### [REQUIREMENT]
State the count of lines below in which the word "index" appears, and add nothing.

:: EXTRACTED DATA ::

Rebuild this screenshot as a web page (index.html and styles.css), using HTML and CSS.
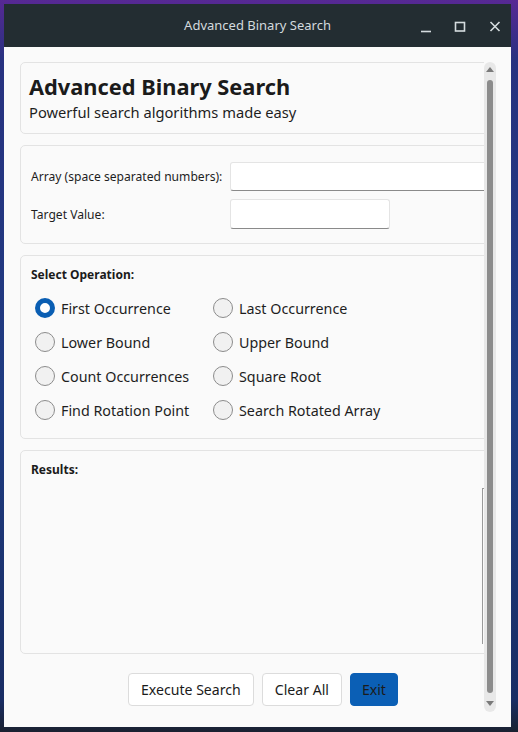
FILE: index.html
```html
<!DOCTYPE html>
<html>
<head>
<meta charset="utf-8">
<link rel="stylesheet" href="styles.css">
</head>
<body>
<div class="window">
  <div class="titlebar">
    <div></div>
    <div class="wtitle">Advanced Binary Search</div>
    <div class="wbtns">
      <span class="wbtn"><svg width="24" height="24" viewBox="0 0 24 24"><path d="M6 17.5h10" stroke="#d5dcdf" stroke-width="1.6" fill="none"/></svg></span>
      <span class="wbtn"><svg width="24" height="24" viewBox="0 0 24 24"><rect x="6.5" y="8.5" width="9" height="8.5" stroke="#d5dcdf" stroke-width="1.6" fill="none"/></svg></span>
      <span class="wbtn"><svg width="24" height="24" viewBox="0 0 24 24"><path d="M7.5 8l9 9M16.5 8l-9 9" stroke="#d5dcdf" stroke-width="1.6" fill="none"/></svg></span>
    </div>
  </div>
  <div class="client">
    <div class="main">
      <section class="card header">
        <h1 class="h-title">Advanced Binary Search</h1>
        <p class="h-sub">Powerful search algorithms made easy</p>
      </section>
      <section class="card inputs">
        <label class="lbl">Array (space separated numbers):</label>
        <div class="field wide"></div>
        <label class="lbl">Target Value:</label>
        <div class="field narrow"></div>
      </section>
      <section class="card ops">
        <div class="sect-title">Select Operation:</div>
        <div class="radios">
          <div class="radio"><span class="dot on"></span>First Occurrence</div>
          <div class="radio"><span class="dot"></span>Last Occurrence</div>
          <div class="radio"><span class="dot"></span>Lower Bound</div>
          <div class="radio"><span class="dot"></span>Upper Bound</div>
          <div class="radio"><span class="dot"></span>Count Occurrences</div>
          <div class="radio"><span class="dot"></span>Square Root</div>
          <div class="radio"><span class="dot"></span>Find Rotation Point</div>
          <div class="radio"><span class="dot"></span>Search Rotated Array</div>
        </div>
      </section>
      <section class="card results">
        <div class="sect-title">Results:</div>
        <div class="res-box"></div>
      </section>
      <div class="actions">
        <button class="btn">Execute Search</button>
        <button class="btn">Clear All</button>
        <button class="btn primary">Exit</button>
      </div>
    </div>
    <div class="vscroll">
      <span class="arrow up"></span>
      <span class="thumb"></span>
      <span class="arrow down"></span>
    </div>
  </div>
</div>
</body>
</html>
```

FILE: styles.css
```css
* { box-sizing: border-box; }
html, body { margin: 0; padding: 0; }
body {
  width: 518px;
  height: 732px;
  overflow: hidden;
  font-family: "Noto Sans", "DejaVu Sans", sans-serif;
  background:
    linear-gradient(180deg, rgba(90,40,150,0.95) 0px, rgba(40,50,130,0.9) 60px, rgba(30,60,130,0.95) 400px, rgba(25,45,100,1) 700px, #1a2130 732px),
    #22306a;
}
.window {
  margin: 4px 7px 0 4px;
  width: 507px;
  height: 723px;
  display: flex;
  flex-direction: column;
  background: #fafafa;
}
.titlebar {
  height: 43px;
  flex: none;
  background: #232d32;
  display: grid;
  grid-template-columns: 1fr auto 1fr;
  align-items: center;
}
.wtitle {
  color: #d3dade;
  font-size: 13px;
  padding-bottom: 1px;
}
.wbtns {
  display: flex;
  justify-content: flex-end;
  gap: 10px;
  padding-right: 4px;
}
.wbtn { width: 24px; height: 24px; display: block; }
.wbtn svg { display: block; }

.client {
  flex: 1;
  display: flex;
  min-height: 0;
}
.main {
  width: 480px;
  flex: none;
  overflow: hidden;
  padding: 15px 0 0 16px;
  display: flex;
  flex-direction: column;
  gap: 11px;
}
.card {
  width: 500px;
  flex: none;
  border: 1px solid #e3e3e3;
  border-radius: 5px;
  background: #fafafa;
}
.header {
  height: 72px;
  padding: 9px 8px 0;
}
.h-title {
  margin: 0;
  font-size: 21.8px;
  line-height: 29px;
  font-weight: 700;
  color: #1b1b1b;
}
.h-sub {
  margin: 0;
  font-size: 14.7px;
  line-height: 22px;
  color: #1e1e1e;
}
.inputs {
  height: 99px;
  padding: 16px 0 0 10px;
  display: grid;
  grid-template-columns: 199px auto;
  grid-template-rows: 29px 30px;
  row-gap: 8px;
  align-items: center;
  justify-items: start;
}
.lbl {
  font-size: 12.1px;
  color: #1e1e1e;
}
.field {
  height: 100%;
  background: #fff;
  border: 1px solid #e4e4e4;
  border-bottom-color: #8a8a8a;
  border-radius: 3px;
}
.wide { width: 300px; }
.narrow { width: 160px; }

.sect-title {
  font-size: 12px;
  font-weight: 700;
  color: #1b1b1b;
  line-height: 16px;
}
.ops {
  height: 184px;
  padding: 11px 0 0 10px;
}
.radios {
  margin-top: 8px;
  display: grid;
  grid-template-columns: 178px auto;
  grid-auto-rows: 34px;
  justify-content: start;
}
.radio {
  display: flex;
  align-items: center;
  gap: 6px;
  font-size: 14.3px;
  color: #1e1e1e;
  padding-left: 4px;
}
.dot {
  width: 20px;
  height: 20px;
  border-radius: 50%;
  border: 1px solid #8c8c8c;
  background: #f1f1f1;
  flex: none;
}
.dot.on {
  border: 5px solid #0a5eb3;
  background: #fff;
}
.results {
  height: 204px;
  padding: 11px 0 0 10px;
  display: flex;
  flex-direction: column;
}
.res-box {
  margin-top: 10px;
  margin-left: 451px;
  width: 30px;
  height: 156px;
  border-left: 1px solid #9a9a9a;
  border-top: 1px solid #9a9a9a;
}
.actions {
  display: flex;
  gap: 8px;
  padding-left: 108px;
  margin-top: 8px;
}
.btn {
  font-family: "Noto Sans", "DejaVu Sans", sans-serif;
  font-size: 14.1px;
  color: #1b1b1b;
  height: 33px;
  padding: 0 12px;
  background: #fff;
  border: 1px solid #dcdcdc;
  border-radius: 4px;
}
.btn.primary {
  background: #0b5fb5;
  border-color: #0b5fb5;
  padding: 0 11px;
}
.vscroll {
  width: 12px;
  height: 650px;
  margin-top: 15px;
  background: #e8e8e8;
  border-radius: 6px;
  display: flex;
  flex-direction: column;
  align-items: center;
}
.arrow {
  width: 0; height: 0;
  border-left: 4px solid transparent;
  border-right: 4px solid transparent;
}
.arrow.up { margin-top: 5px; border-bottom: 5px solid #7a7a7a; }
.arrow.down { margin-top: 8px; border-top: 5px solid #7a7a7a; }
.thumb {
  margin-top: 8px;
  width: 6px;
  height: 613px;
  border-radius: 3px;
  background: #8c8c8c;
}
```
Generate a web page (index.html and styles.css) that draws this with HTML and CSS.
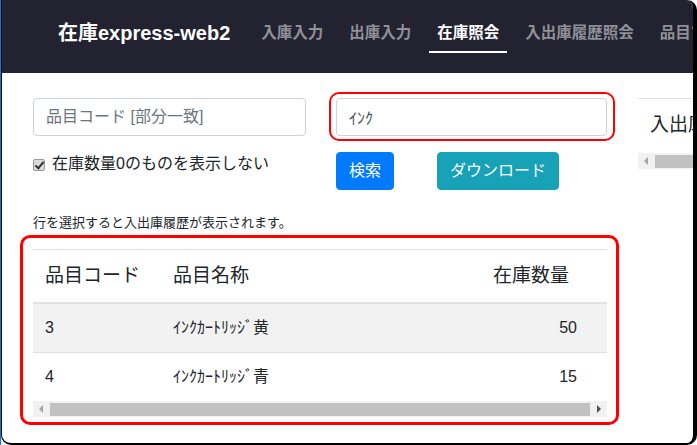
FILE: index.html
```html
<!DOCTYPE html>
<html lang="ja">
<head>
<meta charset="utf-8">
<title>在庫照会</title>
<link rel="stylesheet" href="styles.css">
</head>
<body>
<div class="frame">
  <header class="navbar">
    <span class="brand">在庫express-web2</span>
    <nav class="nav">
      <a class="nav-link" href="#">入庫入力</a>
      <a class="nav-link" href="#">出庫入力</a>
      <a class="nav-link active" href="#">在庫照会</a>
      <a class="nav-link" href="#">入出庫履歴照会</a>
      <a class="nav-link" href="#">品目マスタ</a>
    </nav>
  </header>
  <main class="main">
    <section class="left">
      <div class="form-grid">
        <input class="form-control" type="text" placeholder="品目コード [部分一致]">
        <div class="annot annot-input">
          <input class="form-control" type="text" value="ｲﾝｸ">
        </div>
        <label class="check"><input class="check-input" type="checkbox" checked><span>在庫数量0のものを表示しない</span></label>
        <div class="buttons">
          <button class="btn btn-primary" type="button">検索</button>
          <button class="btn btn-info" type="button">ダウンロード</button>
        </div>
      </div>
      <p class="hint">行を選択すると入出庫履歴が表示されます。</p>
      <div class="annot annot-table">
        <div class="table-wrap">
          <table class="table stock">
            <colgroup><col class="c1"><col class="c2"><col class="c3"><col class="c4"></colgroup>
            <thead>
              <tr><th>品目コード</th><th>品目名称</th><th>在庫数量</th><th></th></tr>
            </thead>
            <tbody>
              <tr><td>3</td><td>ｲﾝｸｶｰﾄﾘｯｼﾞ黄</td><td class="num">50</td><td></td></tr>
              <tr><td>4</td><td>ｲﾝｸｶｰﾄﾘｯｼﾞ青</td><td class="num">15</td><td></td></tr>
            </tbody>
          </table>
        </div>
        <div class="scrollbar" aria-hidden="true">
          <span class="sb-btn sb-left"></span>
          <span class="sb-thumb"></span>
          <span class="sb-btn sb-right"></span>
        </div>
      </div>
    </section>
    <section class="right">
      <div class="table-wrap wrap-right">
        <table class="table history">
          <thead>
            <tr><th>入出庫日</th><th>区分</th><th>数量</th><th>備考</th></tr>
          </thead>
        </table>
      </div>
      <div class="scrollbar" aria-hidden="true">
        <span class="sb-btn sb-left"></span>
        <span class="sb-thumb"></span>
      </div>
    </section>
  </main>
</div>
</body>
</html>
```
FILE: styles.css
```css
* { box-sizing: border-box; }
html, body { margin: 0; padding: 0; }
body {
  background: #fff;
  border-left: 1px solid #1f6fd0;
  font-family: "Liberation Sans", "Noto Sans CJK JP", sans-serif;
  color: #212529;
  width: 697px;
  height: 445px;
  overflow: hidden;
}
.frame {
  width: 696px;
  height: 445px;
  border-style: solid;
  border-color: #000;
  border-width: 0 4px 2px 1px;
  border-radius: 0 10px 10px 10px;
  overflow: hidden;
  background: #fff;
}
.navbar {
  height: 73px;
  background: #222230;
  display: flex;
  align-items: flex-start;
  padding: 21px 0 0 56px;
  white-space: nowrap;
}
.brand {
  color: #fff;
  font-weight: bold;
  font-size: 20px;
  line-height: 24px;
  margin-right: 23px;
}
.nav { display: flex; gap: 10px; }
.nav-link {
  color: rgba(255,255,255,.5);
  font-weight: bold;
  font-size: 15.5px;
  line-height: 24px;
  text-decoration: none;
  padding: 0 8px 6px;
  border-bottom: 2px solid transparent;
}
.nav-link.active { color: #fff; border-bottom-color: #fff; }

.main {
  display: flex;
  gap: 31px;
  padding: 25px 0 0 31px;
}
.left { width: 574px; flex: none; }
.right { width: 320px; flex: none; }

.form-grid {
  display: grid;
  grid-template-columns: 273px 271px;
  column-gap: 30px;
  row-gap: 16px;
}
.form-control {
  display: block;
  width: 100%;
  height: 38px;
  padding: 6px 12px;
  font-family: inherit;
  font-size: 16px;
  line-height: 24px;
  color: #495057;
  background: #fff;
  border: 1px solid #ced4da;
  border-radius: 4px;
}
.form-control::placeholder { color: #6c757d; }

.annot { position: relative; }
.annot::after {
  content: "";
  position: absolute;
  border: 2.5px solid #f00;
  border-radius: 10px;
  pointer-events: none;
}
.annot-input::after { top: -6px; bottom: -5px; left: -7px; right: -8px; }
.annot-table { margin-top: 16px; }
.annot-table::after { top: -14px; bottom: -8px; left: -13px; right: -12px; border-width: 3px; }

.check {
  display: flex;
  align-items: center;
  font-size: 16px;
  line-height: 24px;
  height: 24px;
}
.check-input {
  appearance: none;
  -webkit-appearance: none;
  width: 12px;
  height: 12px;
  margin: 1px 7px 0 0;
  border: 1px solid #9a9a9a;
  border-radius: 2px;
  background: #dcdcdc;
  position: relative;
  flex: none;
}
.check-input::after {
  content: "";
  position: absolute;
  left: 3px;
  top: 0px;
  width: 3px;
  height: 7px;
  border: solid #333;
  border-width: 0 2px 2px 0;
  transform: rotate(40deg);
}

.buttons { display: flex; gap: 43px; }
.btn {
  height: 38px;
  padding: 6px 12px;
  font-family: inherit;
  font-size: 16px;
  line-height: 24px;
  color: #fff;
  border: 1px solid transparent;
  border-radius: 4px;
}
.btn-primary { background: #007bff; border-color: #007bff; }
.btn-info { background: #17a2b8; border-color: #17a2b8; }

.hint {
  margin: 23px 0 0;
  font-size: 13px;
  line-height: 20px;
}

.table-wrap {
  width: 100%;
  overflow: hidden;
}

.scrollbar {
  display: flex;
  height: 16px;
  background: #f1f1f1;
}
.sb-btn {
  flex: none;
  width: 17px;
  position: relative;
}
.sb-btn::after {
  content: "";
  position: absolute;
  top: 4px;
  border-top: 4px solid transparent;
  border-bottom: 4px solid transparent;
}
.sb-left::after { left: 6px; border-right: 4px solid #a3a3a3; }
.sb-right::after { left: 7px; border-left: 4px solid #505050; }
.sb-thumb {
  flex: 1;
  margin: 2px 0 1px;
  background: #c1c1c1;
}

.table {
  border-collapse: collapse;
  table-layout: fixed;
}
.table th, .table td {
  padding: 12px;
  text-align: left;
  white-space: nowrap;
  vertical-align: top;
}
.table th {
  font-weight: normal;
  font-size: 19px;
  line-height: 28px;
  border-top: 1px solid #dee2e6;
  border-bottom: 2px solid #dee2e6;
}
.table td {
  font-size: 16px;
  line-height: 24px;
  border-top: 1px solid #dee2e6;
}
.table tbody tr:nth-child(odd) { background: #f2f2f2; }
.table td.num { text-align: right; }

.stock { width: 580px; }
.stock .c1 { width: 128px; }
.stock .c2 { width: 320px; }
.stock .c3 { width: 108px; }
.stock .c4 { width: 24px; }

.wrap-right { width: 320px; }
.history { width: 640px; }
.history th { border-bottom-color: transparent; }
```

:::

### [THE RESPONSE]
4